Movies in Theaters on Friday, October 14, 2011
Tales of nasty aliens, brilliant surgeons, avid bird enthusiasts and disgraced entrepreneurs fill the cineplex this weekend. See what might be best for your particular attention and attendance: The Thing, The Skin I Live In, The Big Year or Father of Invention.
The prequel to John Carpenter's 1982 sci-fi horror classic/grand guignol freak show shows us the events that led to the harrowing opening of JC's film: two Norwegian scientists aboard a helicopter, taking sniper shots at a seemingly defenseless canine. Sure, this "prequel" basically has the same plot as its predecessor, but really, how could it not? If you come across (and stupidly awaken this outer space nasty in an isolated setting, there's really only one way the whole thing (heh heh) can unfold. Even if this new Thing plays more as a remake, it should still be a blast to see what today's FX technology does with a creature that can completely replicate its host -- even though that replication is often interrupted before completion, making for all sorts of gooey messes. The gorgeous Mary Elizabeth Winstead is an inspired choice to provide Ripley-esque alpha female heroics -- if anyone can show these hapless Norwegian scientists how to torch this grody shape-shifter, it's Scott Pilgrim's Ramona Flowers.
Spanish auteur/madman Pedro Almodovar is at it again with another examination of the fragility of the human psyche and the insatiable hunger of the sex drive, though this time he's spicing things up with a little old-fashioned (or, rather new-fashioned, actually) body horror. If you want a completely spoiler-ific summary of this sick, twisted erotic/gross-out thriller, head on over to Wikipedia and ruin everything -- otherwise, let it suffice to say that Antonio Banderas, appearing in his first Almodovar pelicula since 1990's Tie Me Up! Tie Me Down!, plays a brilliant surgeon who's developed a synthetic skin that's immune to burning. He's experimenting on a young woman (Elena Anaya) and... whoa, we almost got carried away there! Our lips our sealed -- you'll have to check out ol' Pedro's latest deviant exploration of sexuality, mortality and morality for yourself.
When we first heard of the plot (and the cast) of this existential comedy based on Mark Obmascik's celebrated novel, it sounded like a Wes Anderson movie that was made by someone who isn't Wes Anderson. And then the trailer came out and‚ well, so much for that. Anderson is a master at taking a peculiar premise and probing it for startling (and realistic) insights into the human experience; The Big Year, on the other hand, looks like a horse (or bird, rather) of too many colors -- one moment, we're in a dark comedy in which Steve Martin, Owen Wilson and Jack Black engage in underhanded tactics as they try to sabotage each other's cross-country quests to spot the most bird species in a year, and the next we're in a tearjerker bromance about how much it sucks to be getting old with your hopes and dreams unrealized. We have a feeling this one will come off best when it shows us just how unmovable the male ego can truly be -- and the supporting cast is nothing if not impressive, consisting of Rashida Jones, Anjelica Huston, Brian Dennehy, Corbin Bernsen, JoBeth Williams, Anthony Anderson, Tim Blake Nelson, Kevin Pollak, Dianne Wiest and Rosamund Pike.
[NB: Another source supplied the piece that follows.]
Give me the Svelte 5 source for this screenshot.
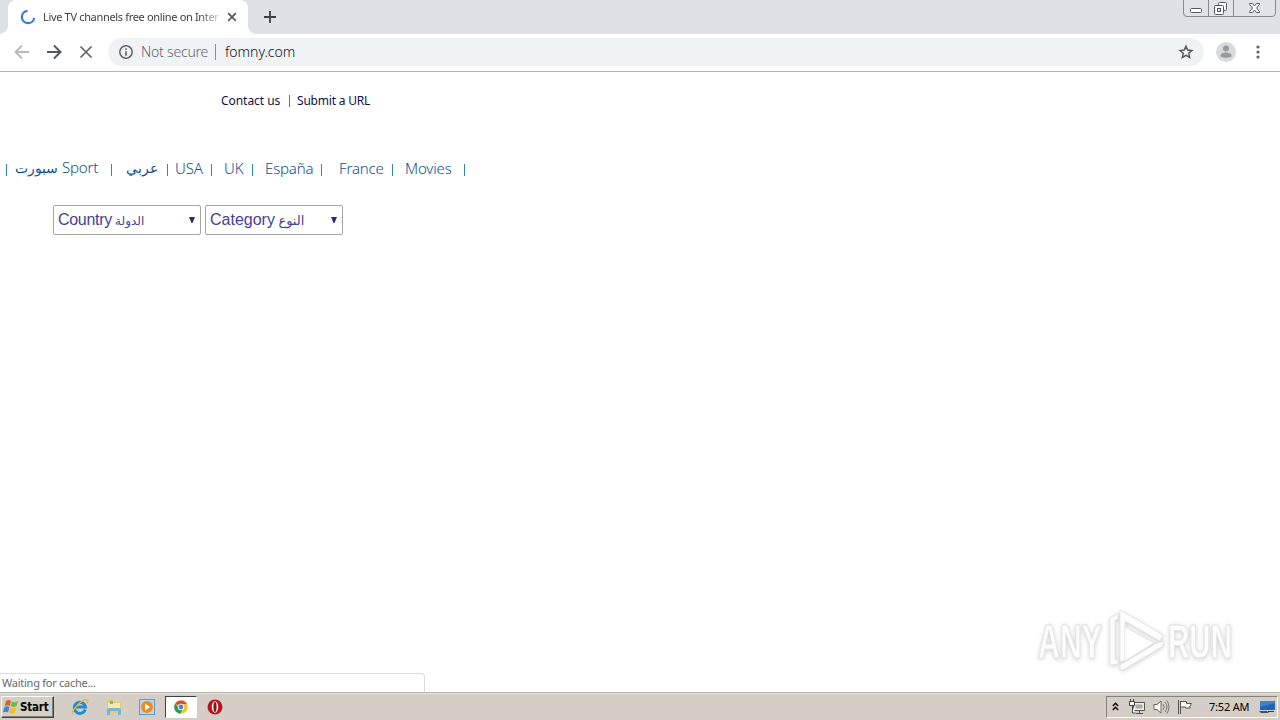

You know those dudes on infomercials selling you somewhat amusing, mildly clever but ultimately worthless crap? Kevin Spacey is perfectly cast in Father of Invention as one of those guys, except his product (a device that allows you to do ab-crunches as you channel-surf, or something) ends up being dangerous and lands him in prison. When he gets out, he's got long hair and a scraggly beard and a desire for big-time redemption, which unexpectedly comes in the form of reconnecting with his estranged daughter (Camilla Belle). Like Casino Jack and even 21 before it, Father of Invention doesn't look like it deserves a showman of Spacey's considerable talents, but the fact that he said "Yes" to the gig makes it about a thousand times better than it would've been without him -- we'll gladly watch him be humiliated as a new man (Craig Robinson) drives his car and sleeps with his wife (Virginia Madsen), swallowing his pride as he takes a job at a department store and finds new creative inspiration in the least likely of places. Spacey's always got the magic -- now we want to see him once again starring in movies that get, you know, Oscar nominations.